Ein Anruf bei … Christian Heinz

Christian Heinz, Justizminister in Hessen, setzte sich vor einem Jahr über den Bundesrat für den bundesweiten Einsatz der elektronischen Fußfessel nach spanischem Vorbild ein. Nun hat die Bundesregierung reagiert. Ende August 2025 hat das Bundesjustizministerium einen Gesetzentwurf vorgelegt. Hessen nutzt die neue Überwachungstechnik seit Ende Januar. Zeit für eine Zwischenbilanz.

Elektronische Fußfessel spanisches Modell: Christian Heinz, Justizminister in Hessen

Christian Heinz Jahrgang 1976, ist Hessischer Minister der Justiz und für den Rechtsstaat.
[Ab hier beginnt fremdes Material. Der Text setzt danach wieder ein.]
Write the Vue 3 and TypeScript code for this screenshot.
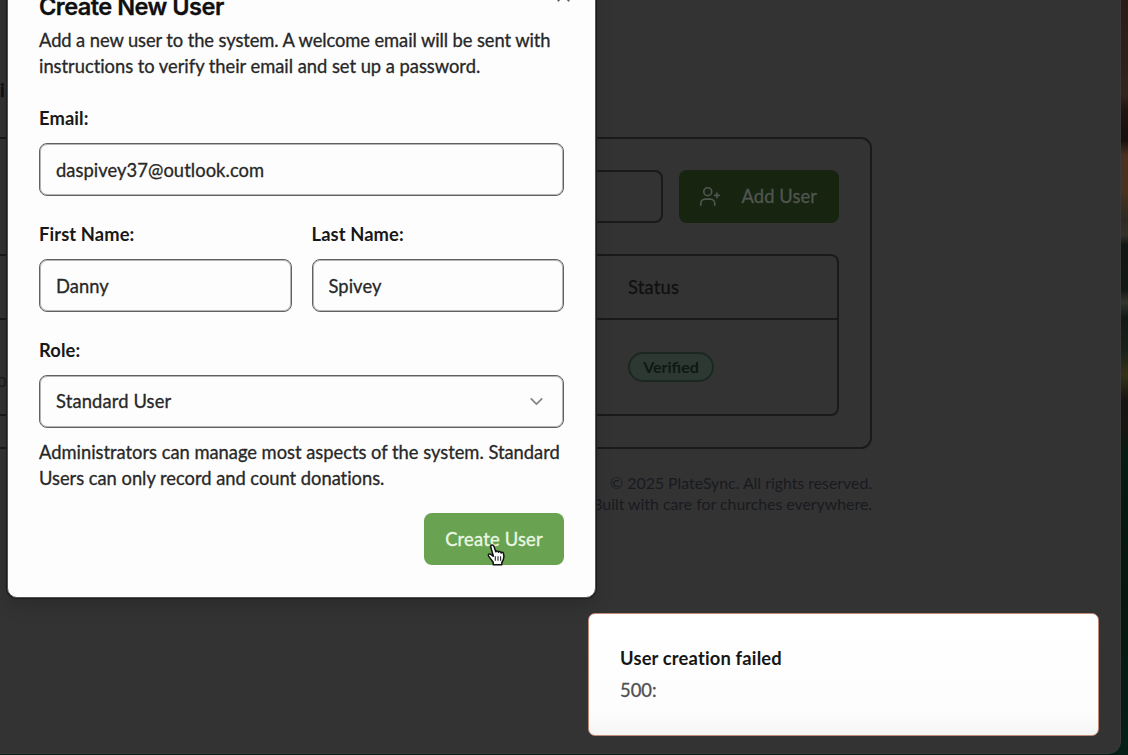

Zuvor war der Jurist stellvertretender Vorsitzender der CDU-Fraktion im Hessischen Landtag und Sprecher für Rechtspolitik. Heinz ist seit 1998 Mitglied der CDU.

Herr Minister Heinz, das Bundesjustizministerium hat jetzt einen Gesetzentwurf zum Einsatz der elektronischen Fußfessel nach spanischem Vorbild vorgelegt. Aus Ihrer Sicht: Endlich?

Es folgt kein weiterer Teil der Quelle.